New Page in the EU Defence Policy?

The expansion of autonomous European capacities in the field of defense and security has been discussed in the EU for several years. The topic became even more relevant after February 24. Experts of the Carnegie Europe analytical center tried to answer the question of how serious the EU's intentions are in the field of building a European defense and security system.

The Russian-Ukrainian conflict is perceived in the EU as a "tectonic shift in European history,". It has made the long-running discussion about European security a matter of practical significance.

After the start of the Russian "special operation", the EU has already taken a number of important steps in this direction. Experts note the intensification of the supply of military equipment and weapons to Ukraine through the European Peace Facility, a number of agreements on "smarter" investment in defense and the allocation of 2 billion euros for innovation through the EU Defense Innovation Scheme. In addition, in March, the European Council officially approved the EU Strategic Compass, an ambitious EU action plan in the field of defense until 2030, which had been developed for several years.

Separately, there is an increase in defense spending in European countries. The most high–profile case is the creation of a German defense fund of 100 billion euros, which will be used to upgrade the country's defense potential. The Dutch government also approved the allocation of an additional 5 billion euros for defense spending. As the researcher of the security department of Netherlands Institute of International Relations Clingendael Adaya Stoetman writes,

"As a result, many European countries will achieve the NATO goal set in 2014, namely to increase the military spending of the Alliance countries to 2% of GDP, earlier than planned at the beginning of 2022."

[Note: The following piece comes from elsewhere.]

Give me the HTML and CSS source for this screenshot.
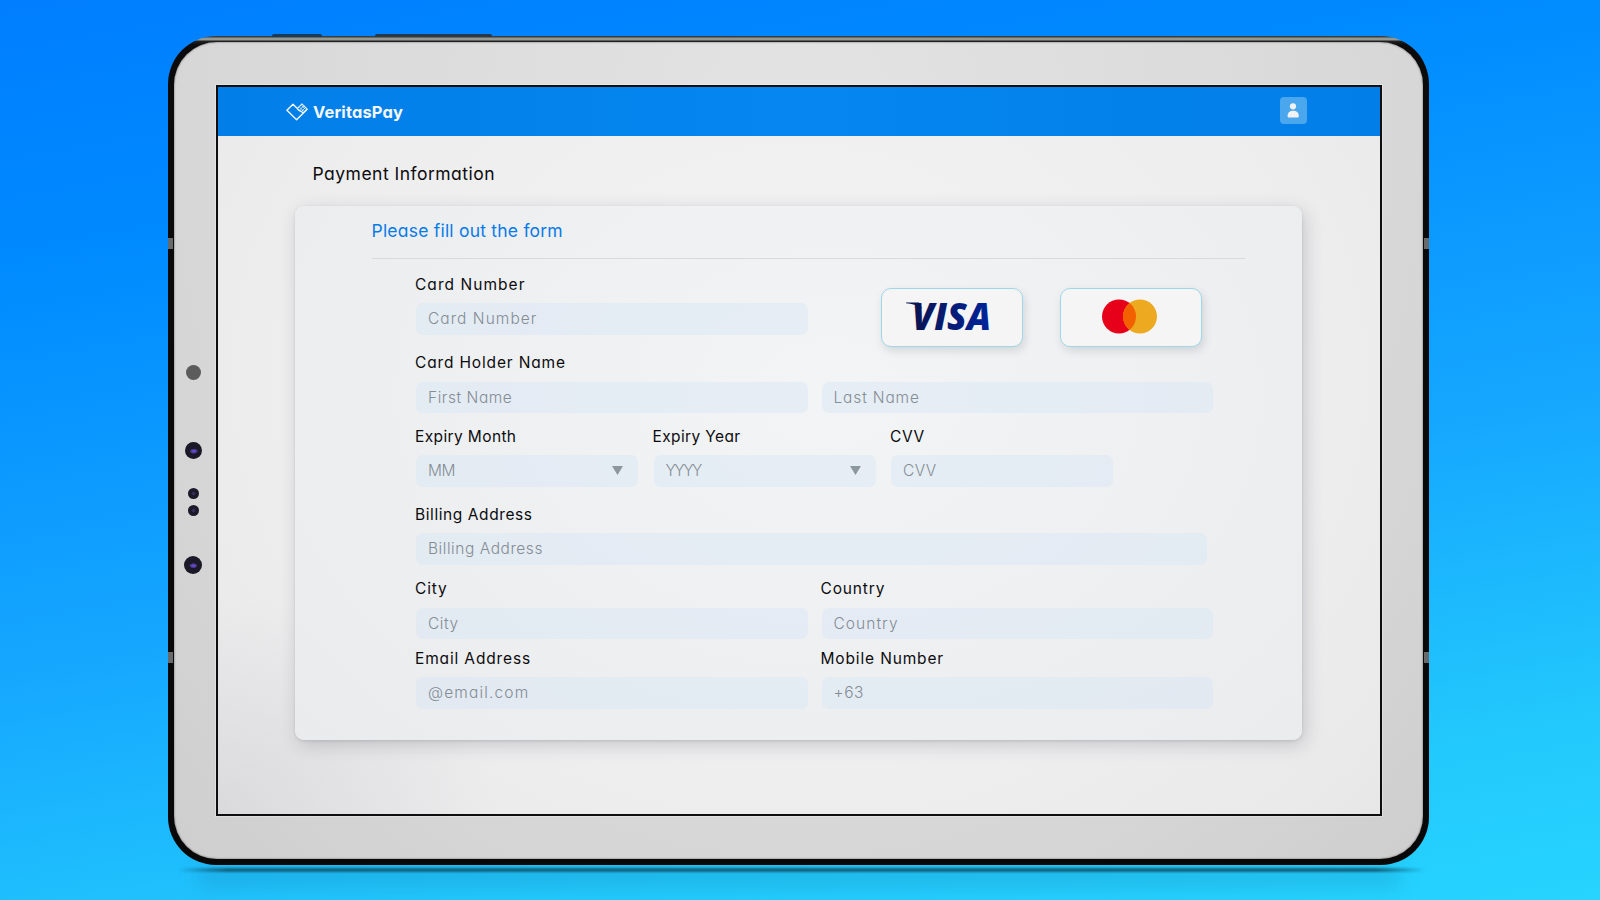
FILE: index.html
```html
<!DOCTYPE html>
<html lang="en">
<head>
<meta charset="utf-8">
<title>VeritasPay – Payment Information</title>
<link rel="stylesheet" href="styles.css">
</head>
<body>
<main class="stage">
  <div class="tablet">
    <span class="key key-power"></span><span class="key key-volume"></span>
    <span class="band band-lt"></span><span class="band band-lb"></span>
    <span class="band band-rt"></span><span class="band band-rb"></span>
    <div class="bezel">
      <div class="sensors">
        <i class="sensor dot"></i><i class="sensor lens"></i><i class="sensor small"></i><i class="sensor small second"></i><i class="sensor lens large"></i>
      </div>
      <div class="screen">
        <header class="topbar">
          <div class="brand">
            <svg class="brand-mark" viewBox="0 0 22 18" fill="none" stroke="#f4f7fb" stroke-width="1.4" stroke-linejoin="round" stroke-linecap="round">
              <path d="M7 1.2 0.9 7.2 10.6 16.8 20.9 6.4M7 1.2 11.1 5.3C12 6.8 13.4 8 15 8.2L17 9.8"/>
              <path d="M11.8 5 16 0.9 21.2 6.1 17.2 9.8" stroke-width="1.1" stroke-dasharray="1.6 1"/>
              <path d="M14 4.6 17.6 8.2M16 2.8 19.2 6M14.2 6.4 17.6 3M16 8 19.2 4.8" stroke-width=".8"/>
            </svg>
            <span class="brand-name">VeritasPay</span>
          </div>
          <div class="avatar">
            <svg viewBox="0 0 27 27" fill="#f2f2f2"><circle cx="13" cy="9.3" r="3.1"/><path d="M7.6 19.1c0-3.6 2.4-5.3 5.6-5.3s5.6 1.7 5.6 5.3c0 1-.5 1.5-1.4 1.5H9c-.9 0-1.4-.5-1.4-1.5Z"/></svg>
          </div>
        </header>
        <h1 class="title"><span>Payment Information</span></h1>
        <section class="card">
          <h2 class="subtitle">Please fill out the form</h2>
          <form class="form">
            <div class="row row-number">
              <label class="field half"><span class="label wide">Card Number</span><input class="input wide" placeholder="Card Number"></label>
              <div class="brands">
                <div class="pay"><svg viewBox="0 0 142 59">
                  <defs><linearGradient id="navy" x1="0" x2="1"><stop offset="0" stop-color="#0b1450"/><stop offset="1" stop-color="#00249c"/></linearGradient></defs>
                  <text class="visa" x="31" y="41.5" textLength="79" lengthAdjust="spacingAndGlyphs" fill="url(#navy)">VISA</text>
                  <path d="M25 14.6H38l3 6C36 17 31 15.8 25 15.2Z" fill="#0b1450"/>
                </svg></div>
                <div class="pay"><svg viewBox="0 0 142 59">
                  <circle cx="59" cy="28.5" r="17" fill="#e6001a"/><circle cx="80" cy="28.5" r="17" fill="#edaa20"/>
                  <path d="M69.5 15.1a17 17 0 0 1 0 26.8a17 17 0 0 1 0-26.8Z" fill="#f26000"/>
                </svg></div>
              </div>
            </div>
            <div class="row row-name">
              <label class="field half"><span class="label loose">Card Holder Name</span><input class="input" placeholder="First Name"></label>
              <label class="field half-end"><input class="input loose" placeholder="Last Name"></label>
            </div>
            <div class="row row-expiry">
              <div class="field third"><span class="label tight">Expiry Month</span><div class="input select"><span class="tight-2">MM</span><svg viewBox="0 0 11 9"><path d="M0 0H11L5.5 9Z"/></svg></div></div>
              <div class="field third"><span class="label tight">Expiry Year</span><div class="input select"><span class="tight-3">YYYY</span><svg viewBox="0 0 11 9"><path d="M0 0H11L5.5 9Z"/></svg></div></div>
              <label class="field third"><span class="label">CVV</span><input class="input tight" placeholder="CVV"></label>
            </div>
            <div class="row row-billing">
              <label class="field full"><span class="label">Billing Address</span><input class="input" placeholder="Billing Address"></label>
            </div>
            <div class="row row-city">
              <label class="field half"><span class="label loose">City</span><input class="input" placeholder="City"></label>
              <label class="field half-end"><span class="label loose">Country</span><input class="input wide" placeholder="Country"></label>
            </div>
            <div class="row row-contact">
              <label class="field half"><span class="label loose">Email Address</span><input class="input widest" placeholder="@email.com"></label>
              <label class="field half-end"><span class="label loose">Mobile Number</span><input class="input" placeholder="+63"></label>
            </div>
          </form>
        </section>
      </div>
    </div>
  </div>
</main>
</body>
</html>
```

FILE: styles.css
```css
* { box-sizing: border-box; }
body { margin: 0; font-family: Inter, "Liberation Sans", sans-serif; font-feature-settings: "cv11" 1; color: #0c0c0e; }
.stage { position: relative; z-index: 0; width: 1600px; height: 900px; overflow: hidden; padding: 36px 0 0 168px; background: linear-gradient(170deg, #007eff 0%, #008aff 22%, #16a8ff 58%, #22c8fc 84%, #26d4ff 100%); }

.tablet { position: relative; width: 1261px; height: 829px; padding: 6px; border-radius: 48px; background: linear-gradient(180deg, #3a3d3e 0, #3a3d3e 1px, #92978f 2px, #959a96 4px, #222 5px, #0b0b0b 9px, #080808 100%); }
.tablet::after { content: ""; position: absolute; z-index: -1; left: 10px; right: 4px; bottom: -7px; height: 4px; background: linear-gradient(90deg, transparent, #0f6480 4%, #0f6480 96%, transparent); filter: blur(.8px); }
.tablet::before { content: ""; position: absolute; z-index: -1; left: 30px; right: 30px; bottom: -22px; height: 20px; background: rgba(20,110,150,.2); filter: blur(9px); }
.key { position: absolute; top: -2px; height: 3px; background: #1a3a5c; border-radius: 2px 2px 0 0; }
.key-power { left: 104px; width: 50px; }
.key-volume { left: 207px; width: 117px; background: #27384a; }
.band { position: absolute; width: 5px; height: 11px; background: #686a6b; }
.band-lt { left: 0; top: 202px; }
.band-lb { left: 0; top: 616px; }
.band-rt { right: 0; top: 202px; }
.band-rb { right: 0; top: 616px; }

.bezel { display: flex; height: 817px; padding: 43px 0 0 0; border-radius: 43px; background: radial-gradient(ellipse at 50% 12%, #e3e3e3 0, #dbdbdb 50%, #d5d5d5 78%, #cecece 100%); box-shadow: inset 0 0 2px #555; }
.sensors { display: flex; flex-direction: column; align-items: center; width: 42px; padding-right: 4px; padding-top: 280px; }
.sensor { display: block; flex: none; border-radius: 50%; background: radial-gradient(circle, #37305f 0 12%, #1b1929 30%, #1d1a27 100%); }
.dot { width: 15px; height: 15px; background: #5c5c5c; }
.lens { width: 17px; height: 17px; margin-top: 62px; background: radial-gradient(ellipse 4px 2.5px at 52% 54%, #6449c8 0 35%, #302653 100%, transparent), #1b1827; }
.small { width: 11px; height: 11px; margin-top: 29px; }
.second { margin-top: 6px; }
.large { width: 18px; height: 18px; margin-top: 40px; }

.screen { width: 1165.5px; height: 731px; border: 2.5px solid #0e0e0e; outline: 1px solid rgba(255,255,255,.3); background: radial-gradient(ellipse 24% 30% at 0 100%, rgba(205,205,210,.5), transparent), radial-gradient(ellipse 75% 100% at 50% 40%, #f3f3f4 0, #eeeeef 55%, #e9e9ea 85%, #e0e0e2 100%); }
.topbar { display: flex; justify-content: space-between; height: 49px; padding: 0 72.5px 0 68px; background: linear-gradient(90deg, #027ee8, #0586f0 50%, #027ee8); }
.brand { display: flex; align-items: center; gap: 5px; }
.brand-mark { width: 22px; height: 18px; }
.brand-name { font-size: 16.5px; line-height: 22px; font-weight: 700; letter-spacing: .12px; color: #f4f7fb; }
.avatar { width: 27px; height: 27px; margin-top: 9.5px; border-radius: 4px; background: #4aa7ee; }
.avatar svg { display: block; width: 27px; height: 27px; }
.title { margin: 24px 0 0 94.5px; height: 28px; font-size: 17.5px; line-height: 28px; font-weight: 400; letter-spacing: .48px; }

.card { width: 1007px; height: 534px; margin: 18px 0 0 76.5px; border-radius: 9px; padding: 8px 57px 0 77px; background: radial-gradient(ellipse 72% 100% at 53% 35%, #f3f4f5 0, #eeeff1 55%, #eaebec 100%); box-shadow: 3px 5px 18px rgba(50,50,60,.2), 0 1px 3px rgba(50,50,60,.12); }
.subtitle { height: 45px; margin: 0; border-bottom: 1px solid #d8dadc; font-size: 17.5px; line-height: 33px; font-weight: 400; letter-spacing: .22px; color: #087be8; }
.form { padding: 15.5px 0 0 44.5px; }
.row { display: flex; align-items: flex-end; }
.row-number { gap: 73px; }
.row-name { gap: 13.5px; margin-top: 18.5px; }
.row-expiry { gap: 15.5px; margin-top: 13.5px; }
.row-billing { margin-top: 18px; }
.row-city, .row-contact { gap: 13.5px; }
.row-city { margin-top: 14.5px; }
.row-contact { margin-top: 9.5px; }
.field { display: flex; flex-direction: column; flex: none; }
.half { width: 392px; }
.half-end { width: 391px; }
.third { width: 222px; }
.full { width: 791px; }
.label { margin: 0 0 8.5px -1px; font-size: 15.5px; line-height: 20px; letter-spacing: .58px; white-space: nowrap; }
.input { display: block; width: 100%; height: 31.5px; margin: 0; border: 0; border-radius: 7px; padding: 0 12px; outline: 0; font: 300 15.5px/31.5px Inter, "Liberation Sans", sans-serif; font-feature-settings: inherit; letter-spacing: .55px; color: #858d94; background: rgba(208,228,246,.36); }
.input::placeholder { color: #858d94; opacity: 1; }
.label.tight, .input.tight { letter-spacing: .38px; }
.label.loose, .input.loose { letter-spacing: .85px; }
.label.wide, .input.wide { letter-spacing: 1.05px; }
.input.widest { letter-spacing: 1.15px; }
.tight-2 { letter-spacing: -.4px; }
.tight-3 { letter-spacing: -1.5px; }
.select { display: flex; justify-content: space-between; align-items: center; padding-right: 15px; }
.select svg { width: 11px; height: 9px; fill: #8d979f; }

.brands { display: flex; gap: 36.5px; margin-bottom: -12px; }
.pay { width: 142px; height: 59px; border: 1px solid #9fd7e8; border-radius: 10px; background: #f5f5f6; box-shadow: 2px 4px 9px rgba(60,70,80,.16); }
.pay svg { display: block; width: 142px; height: 59px; margin: -1px; }
.visa { font: italic 800 37px "Open Sans", sans-serif; }
```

Most experts agree that the European Union should play a more significant role in European security issues and have the ability to act independently on NATO. At the same time, they are quite skeptical about the opinion that the current conflict will accelerate the development of appropriate solutions at the EU level.

Commenting on the EU's security steps, the director of the Globsec Policy Institute, Alena Kudzko, writes:

Had these actions been taken a year ago, they would have been touted as a major leap forward. But the situation has changed dramatically—Europe’s marks on defense cannot be measured against its former self but rather the challenge posed by its adversaries.

On the one hand, the potential joining of Sweden and Finland to NATO leads to further "layering" of the EU and the North Atlantic Alliance and opens up opportunities for a more detailed distribution of authorities between the two structures. On the other hand, the EU's contribution to collective security meets several problems.

The main challenge, which many authors point out, is the lack of coordination in the defense sphere. Despite the fact that all EU States take security issues seriously, their efforts are mostly fragmented. This is the result of both historical and geographical features, as well as differences in strategic doctrines and cultures, and threat perception.

In addition, there is a discrepancy as to how best to invest in security. According to Daniel Fiott, Defense and security editor at the EU Institute for Security Studies (EUISS), while some countries agree that security costs should be regulated collectively at the level of EU institutions, others insist that security financing issues should remain the responsibility of states.

But not everyone shares optimism about the future of the autonomous defense and security system of the European Union. A number of researchers believe that the EU's ambitions in the field of "strategic autonomy" are unjustified. It is noted that the EU should focus on other areas, primarily on the economy. According to the coordinator of the Regional Security Program of the Center for Eastern Studies, Justyna Gotkowska, the EU's efforts may include both sanctions pressure and the formation of economic relations, as well as anti-crisis regulation. In addition, the European Union should fully use its "transformative power" – the promotion of European norms and values through the inclusion of countries in the EU, primarily in the Western Balkans. The defense role should remain with NATO, where the EU can only play auxiliary functions.

Researcher and chairman of The Alphen Group Julian Lindley-French also highlights the lack of political will among the Union's leading defense spending countries - France, Germany and Italy. On the one hand, these countries do not feel an immediate threat from Russia for themselves, and on the other hand, they have differences regarding the course of action. It is known that France is most actively in favor of European autonomy in security matters, and Germany consistently relies on partnership within NATO.

As Elisabeth Braw, senior researcher at the American Enterprise Institute (AEI), notes, the problem with European security is overestimated expectations on the part of politicians and analysts.

The problem surrounding “European defense” is also that expectations are constantly set far too high—by politicians and analysts. It’s (still) illusory to think that we would be able to pool these capabilities in a way that somehow complements NATO. The more we talk about “European defense” the more we set our often impressive national efforts up to look like a failure.